It's been 153 days since the explosion at the Deepwater Horizon rig, which killed 11 workers and may end up changing the face of the oil industry. BP itself is now worth about $45bn less than it was before the blow-out (and that's only after a recent recovery). Shareholders also saw their dividend suspended for the first time in 18 years. But with the well plugged, a new CEO, and a less severe environmental impact than originally expected (apparently 75% of the oil has already broken up, according to one - albeit contentious - study), things do seem to be looking up slightly.
That's also true of the clean-up bill, which BP said today had now increased to $9.5bn. Apparently its rate of payouts has soared since the White House took control of compensation payouts; having forced BP to put the vast sum of $20bn in an escrow account, its appointee Kenneth Feinberg is now reportedly shelling out some £12.5m a day. On the other hand, even at this rate it will take a while to burn through $20bn; outgoing boss Tony Hayward is now suggesting the total cost may turn out to be a lot lower - and certainly lower than the astronomical sums some were suggesting a few months ago. Though it all depends on how the liability is ultimately assigned, of course.

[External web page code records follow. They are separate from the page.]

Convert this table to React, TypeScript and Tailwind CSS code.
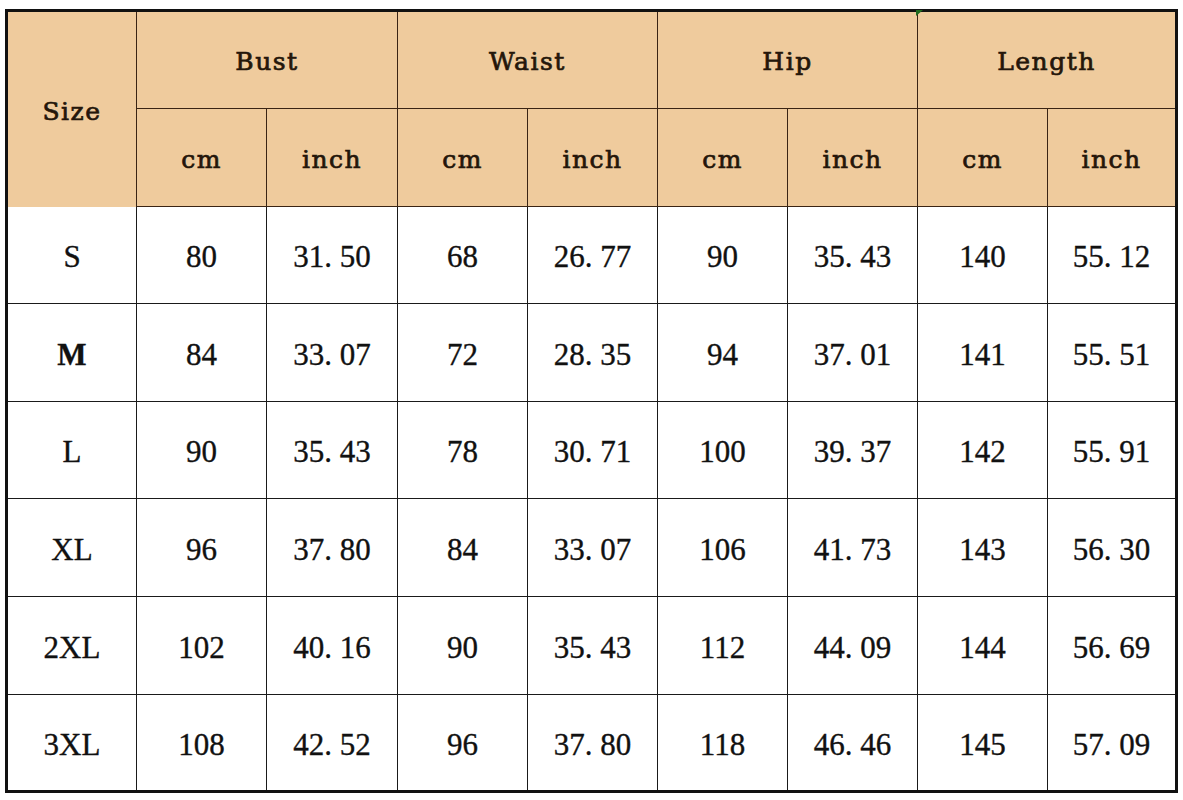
import React from "react";

const rows: string[][] = [
  ["S", "80", "31.50", "68", "26.77", "90", "35.43", "140", "55.12"],
  ["M", "84", "33.07", "72", "28.35", "94", "37.01", "141", "55.51"],
  ["L", "90", "35.43", "78", "30.71", "100", "39.37", "142", "55.91"],
  ["XL", "96", "37.80", "84", "33.07", "106", "41.73", "143", "56.30"],
  ["2XL", "102", "40.16", "90", "35.43", "112", "44.09", "144", "56.69"],
  ["3XL", "108", "42.52", "96", "37.80", "118", "46.46", "145", "57.09"],
];

function Num({ v }: { v: string }) {
  const i = v.indexOf(".");
  if (i < 0) return <>{v}</>;
  return (
    <>
      {v.slice(0, i)}
      <span className="inline-block w-[0.5em] text-left">.</span>
      {v.slice(i + 1)}
    </>
  );
}

const head =
  "flex items-center justify-center bg-[#efcb9d] text-[#24160a] text-[25px] font-normal pt-[4px] [font-family:'DejaVu_Serif',serif] tracking-[1.5px] [-webkit-text-stroke:0.7px_#24160a]";
const body =
  "flex items-center justify-center bg-white text-[#111] text-[31px] pt-[5px] [font-family:'Liberation_Serif',serif] [-webkit-text-stroke:0.35px_#111]";

export default function App() {
  const groups = ["Bust", "Waist", "Hip", "Length"];
  return (
    <div className="w-[1183px] h-[800px] bg-white relative">
      <div className="absolute left-[5px] top-[9px] w-[1173px] h-[784px] border-[3px] border-[#111]">
        <div className="grid grid-cols-[129px_130px_131px_130px_130px_130px_130px_130px_127px] grid-rows-[97px_98px_97px_98px_97px_98px_98px_95px] w-full h-full">
          <div className={`${head} row-span-2 border-r border-[#3a2414]`}>Size</div>
          {groups.map((g, gi) => (
            <div
              key={g}
              className={`${head} col-span-2 border-b border-[#3a2414] ${gi < 3 ? "border-r" : ""}`}
            >
              {g}
            </div>
          ))}
          {groups.map((g, gi) => (
            <React.Fragment key={g + "u"}>
              <div className={`${head} border-r border-b border-[#3a2414]`}>cm</div>
              <div className={`${head} border-b border-[#3a2414] ${gi < 3 ? "border-r" : ""}`}>inch</div>
            </React.Fragment>
          ))}
          {rows.map((r, ri) =>
            r.map((c, ci) => (
              <div
                key={ri + "-" + ci}
                className={`${body} ${ci < 8 ? "border-r" : ""} ${ri < 5 ? "border-b" : ""} border-[#1a1a1a] ${
                  ci === 0 ? "text-[27px]" : ""
                } ${ci === 0 && c === "M" ? "font-bold" : ""}`}
              >
                <Num v={c} />
              </div>
            ))
          )}
        </div>
        <svg className="absolute left-[908px] top-[-2px]" width="8" height="8" viewBox="0 0 8 8">
          <polygon points="0,0 7,0 0,6" fill="#1f6b1f" />
        </svg>
      </div>
    </div>
  );
}
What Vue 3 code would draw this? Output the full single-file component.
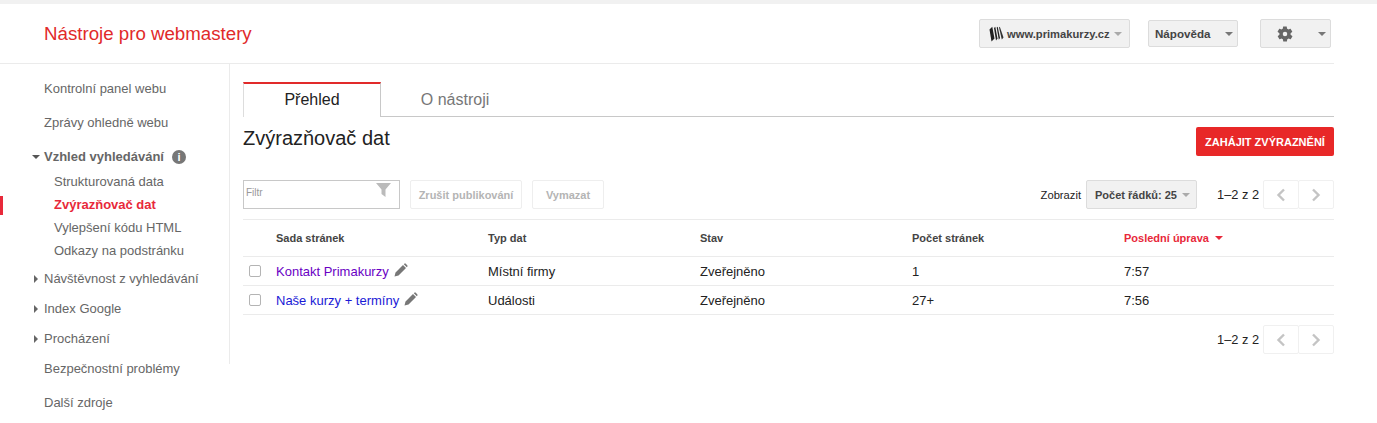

Either way, the industry as a whole will feel the impact of this spill for years to come. The US government, which once prided itself on a softly softly approach, is under pressure to crack down on the big oil companies, and stricter drilling rules are likely before too long. As a pre-emptive strike, Exxon Mobil and Shell clubbed together in July to invest $1bn into setting up a new rapid-response system to contain deep-water oil spills. At the time, BP had more pressing concerns; at least now the well is sealed, it can spend a bit more time thinking about its longer term response.